Raising sheep not only frees his family from laborious work in the cornfields, but also brings in 30,000-40,000 yuan ($4,878-6,504) a year to the four-member family. Such a household income is high enough to lift Gao's family out of poverty.

By the end of 2010, China had managed to reduce the impoverished rural population, which lacked food and clothing, from 250 million to 26.88 million, which in turn lowered the percentage of rural residents in poverty from 30.7 percent to 2.8 percent, according to a paper released by the Chinese Academy of Social Sciences (CASS) in 2011.

The country has also made outstanding contributions to global poverty alleviation efforts, accounting for 76.88 percent of the total reduction in the number of people living in poverty globally between 1990 and 2005, according to statistics from the UN Development Program.

"China's economic success is the key factor in reducing the country's poverty population during the past 30 years," said Li Xiaoyun, a professor with Beijing-based China Agricultural University.

He said increasing agricultural productivity resulted in a rise in farmers' incomes, and the development of small and medium-sized enterprises prompted the migration of rural labor forces to cities, where salaries also increased income for families left behind in rural areas.

"Although the rich in China are reaping more benefits, the country's economic success still has great potential to further reduce poverty in most areas in China's relatively poor central and western regions," Li said.

Along with overall GDP growth targets, the government is now focusing on raising the income of the country's population with a current goal to double per-capita income from those recorded in 2010 by 2020.

In an effort to expand the safety net for those in poverty, the Chinese Government raised the poverty threshold to 2,300-yuan ($374) annual net income of farmers in 2011, a 92-percent increase from the standard set in 2009 at 1,196 yuan ($194).

As per the new standard, an estimated 128 million rural residents were living in poverty at the end of 2011, accounting for 13.4 percent of the total rural population.

"The previous poverty line underestimated the number of poor people in rural China," said Wang Sangui, a professor at the School of Agricultural Economics and Rural Development of the Beijing-based Renmin University of China. "Only 2.8 percent of the rural population was officially considered poor, which was lower than many developed countries such as the United States, which has a poverty rate of about 15 percent."

Wang believes the new poverty standard better reflects the situation in China and will bring more resources to poverty-stricken regions.

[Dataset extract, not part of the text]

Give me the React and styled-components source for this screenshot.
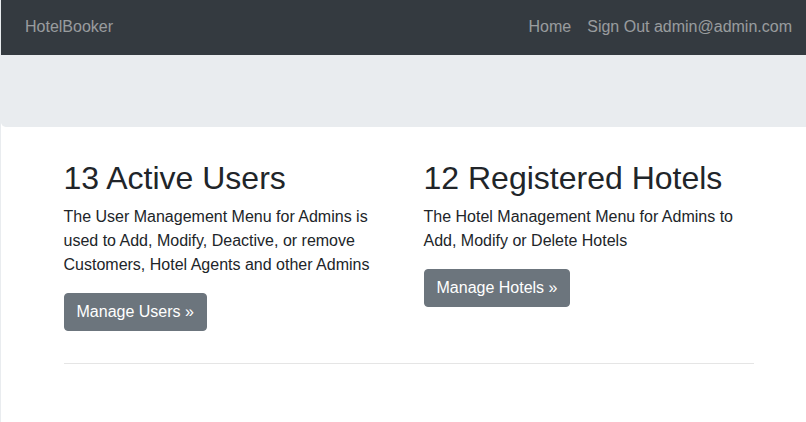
import React from 'react';
import styled, { createGlobalStyle } from 'styled-components';

const palette = {
  dark: '#343a40',
  light: '#e9ecef',
  text: '#212529',
  secondary: '#6c757d',
};

const GlobalStyle = createGlobalStyle`
  body {
    margin: 0;
    background: #fff;
    overflow: hidden;
    font-family: "Liberation Sans", Arial, sans-serif;
    font-size: 16px;
    line-height: 1.5;
    color: ${palette.text};
  }
`;

const Page = styled.div`
  width: 815px;
  min-height: 422px;
  border-left: 1px solid ${palette.light};
`;

const Navbar = styled.nav`
  box-sizing: border-box;
  height: 55px;
  padding: 15px 16px 0 24px;
  background: ${palette.dark};
  display: flex;
  align-items: flex-start;
  justify-content: space-between;
`;

const Brand = styled.a`
  color: rgba(255, 255, 255, 0.5);
  text-decoration: none;
  font-size: 16px;
  line-height: 24px;
`;

const NavList = styled.div`
  display: flex;
`;

const NavLink = styled.a`
  color: rgba(255, 255, 255, 0.5);
  text-decoration: none;
  padding: 0 8px;
  line-height: 24px;
  white-space: nowrap;
`;

const Jumbotron = styled.div`
  height: 71.7px;
  background: ${palette.light};
  border-radius: 0 0 0 4.8px;
  margin-bottom: 32px;
`;

const Container = styled.div`
  box-sizing: border-box;
  width: 720px;
  margin: 0 auto;
  padding: 0 15px;
`;

const Row = styled.div`
  display: grid;
  grid-template-columns: 1fr 1fr;
  margin: 0 -15px;
`;

const Col = styled.div`
  padding: 0 15px;
`;

const Heading = styled.h2`
  margin: 0 0 8px;
  font-size: 32px;
  font-weight: 500;
  line-height: 1.2;
`;

const Text = styled.p`
  margin: 0 0 16px;
`;

const Button = styled.a`
  display: inline-block;
  padding: 6px 12px;
  border: 1px solid ${palette.secondary};
  border-radius: 4px;
  background: ${palette.secondary};
  color: #fff;
  text-decoration: none;
  line-height: 24px;
`;

const Divider = styled.hr`
  margin: 16px 0 0;
  border: 0;
  border-top: 1px solid rgba(0, 0, 0, 0.1);
`;

const cards = [
  {
    title: '13 Active Users',
    text: 'The User Management Menu for Admins is used to Add, Modify, Deactive, or remove Customers, Hotel Agents and other Admins',
    action: 'Manage Users »',
  },
  {
    title: '12 Registered Hotels',
    text: 'The Hotel Management Menu for Admins to Add, Modify or Delete Hotels',
    action: 'Manage Hotels »',
  },
];

const App = () => {
  return (
    <Page>
      <GlobalStyle />
      <Navbar>
        <Brand href="#">HotelBooker</Brand>
        <NavList>
          <NavLink href="#">Home</NavLink>
          <NavLink href="#">Sign Out admin@admin.com</NavLink>
        </NavList>
      </Navbar>
      <Jumbotron />
      <Container>
        <Row>
          {cards.map((c) => (
            <Col key={c.title}>
              <Heading>{c.title}</Heading>
              <Text>{c.text}</Text>
              <Text>
                <Button href="#">{c.action}</Button>
              </Text>
            </Col>
          ))}
        </Row>
        <Divider />
      </Container>
    </Page>
  );
};

export default App;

In the following two years, China further lowered its population living under the state poverty line of 2,300 yuan per capita a year to 82.49 million by the end of 2013, according to LGOPAD figures.

A lasting battle

In a teleconference on October 17 last year, the country's first Poverty Relief Day, Chinese President Xi Jinping pledged to make continued efforts to fight poverty. He asked authorities to mobilize all social forces to join the war against poverty, as the most arduous task in building a well-off society is raising the poor out of poverty.

China should continue innovating and take differentiated and targeted steps to deliver more people from hunger, Xi said.

Although some 660 million people were lifted out of poverty between 1978 and 2010, some 82.49 million people remain in poverty in rural areas as of the end of 2013, according to official data.

Zheng Wenkai, Deputy Director of the LGOPAD, said at a press conference in Beijing that poverty is still a salient problem in China.

"As of the end of 2013, demographically, 82.49 million people are still trapped in poverty according to China's poverty line, and 200 million according to the international one," he said.